Dan is a 20 year veteran of the ICT industry working for global and local vendors in bringing new and innovative technologies to market in the ANZ region. During his career, Dan has been passionate about bringing a local voice and insights to global technology challenges. As the Editor of GetCyberResilient.com Dan casts a keen eye across the hot topics, trends and pulse of local security practitioners to curate stories from near and far that are most impactful in addressing our evolving risks.
When it comes to cyber threats, knowing where to look and what to look for is half the battle. We dive deeper into how cyber threats are evolving in our latest edition of Email Security Risk Assessment (ESRA), which was featured in CISO MAG and covered by Channel News and mybusiness.
The Mimecast October 2019 ESRA report revealed that email-based impersonations, also known as business email compromise (BEC) attacks, had increased by 269% compared with the previous quarter.
BEC attacks often take the form of emails that contain dangerous files or malware attachments and are able to slip through many traditional email security systems.
This quarter alone, security providers missed up to 28 million spam emails and 60,495 impersonation attacks. What’s more, 28,808 malware attachments and 28,726 dangerous files found their way to users’ inboxes.
The increase in BEC attacks is a rising trend globally. The research in our State of Email Security 2019 report found that out of 1,025 global respondents, 85% had experienced an impersonation attack in 2018. 73% of those attacked experienced a direct impact on their business.
“This ESRA report pointed out that impersonation attacks continue to menace all types of organisations, but I think the real issue is that there are tens of thousands email-borne threats successfully able to bypass the email security systems that organisations’ have in place, effectively leaving them vulnerable and putting a lot of pressure on their employees to discern malicious emails,” said Joshua Douglas, vice president of threat intelligence at Mimecast.
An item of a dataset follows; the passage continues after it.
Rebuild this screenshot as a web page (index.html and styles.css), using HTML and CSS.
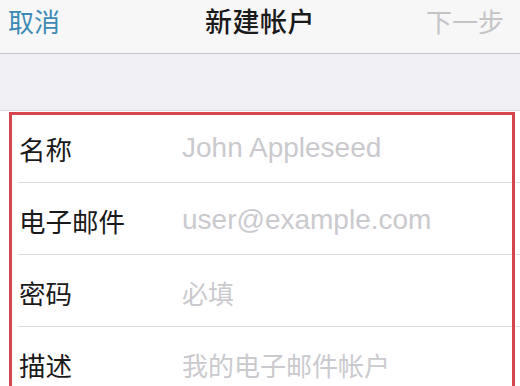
FILE: index.html
```html
<!DOCTYPE html>
<html lang="zh-CN">
<head>
    <meta charset="UTF-8">
    <meta name="viewport" content="width=device-width, initial-scale=1.0">
    <title>新建帐户</title>
    <link rel="stylesheet" href="styles.css">
</head>
<body>
    <div class="nav-bar">
        <span class="nav-btn cancel">取消</span>
        <span class="nav-title">新建帐户</span>
        <span class="nav-btn next">下一步</span>
    </div>

    <div class="spacer"></div>

    <div class="form-list">
        <div class="form-row">
            <span class="label">名称</span>
            <span class="placeholder latin">John Appleseed</span>
        </div>
        <div class="form-row">
            <span class="label">电子邮件</span>
            <span class="placeholder latin">user@example.com</span>
        </div>
        <div class="form-row">
            <span class="label">密码</span>
            <span class="placeholder">必填</span>
        </div>
        <div class="form-row">
            <span class="label">描述</span>
            <span class="placeholder">我的电子邮件帐户</span>
        </div>

        <!-- red highlight around the form -->
        <div class="highlight"></div>
    </div>
</body>
</html>
```

FILE: styles.css
```css
* {
    margin: 0;
    padding: 0;
    box-sizing: border-box;
}

body {
    background-color: #fff;
    font-family: "Noto Sans CJK SC", "Liberation Sans", sans-serif;
    color: #1a1a1a;
    overflow: hidden;
}

.nav-bar {
    height: 54px;
    display: flex;
    justify-content: space-between;
    align-items: flex-start;
    padding: 2px 16px 0 8px;
    background-color: #f7f7f8;
    border-bottom: 1px solid #c6c6ca;
    position: relative;
}

.nav-btn {
    font-size: 26px;
    line-height: 38px;
}

.cancel {
    color: #3d8bb5;
}

.next {
    color: #c4c4c6;
}

.nav-title {
    position: absolute;
    left: 0;
    right: 0;
    top: 2px;
    text-align: center;
    font-size: 27px;
    line-height: 38px;
    font-weight: 500;
    color: #1a1a1a;
    letter-spacing: 0.5px;
}

.spacer {
    height: 57px;
    background-color: #efeff4;
    border-bottom: 1px solid #dcdce0;
}

.form-list {
    position: relative;
    background-color: #fff;
}

.form-row {
    height: 72px;
    margin-left: 18px;
    display: flex;
    align-items: center;
    border-bottom: 1px solid #dcdcdc;
    padding-top: 3px;
}

.label {
    width: 164px;
    padding-left: 1px;
    font-size: 26.5px;
    color: #1a1a1a;
}

.placeholder {
    font-size: 26px;
    color: #cacace;
}

.placeholder.latin {
    font-family: "Liberation Sans", sans-serif;
    font-size: 28px;
}

.highlight {
    position: absolute;
    left: 9px;
    top: 1px;
    width: 506px;
    height: 320px;
    border: 3px solid #d6454d;
    pointer-events: none;
}
```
The threat posed by cyberattacks is only going to grow bigger. Cybercriminals are always looking for new ways to bypass traditional defenses and trick users into giving them access. To build cyber resilience against evolving attacks, the industry needs to invest more in research and development and make sure their security measures take into account everyday human behaviour. The best way to accomplish that is to raise awareness and make it easier for everyday users to become active participants in cybersecurity efforts.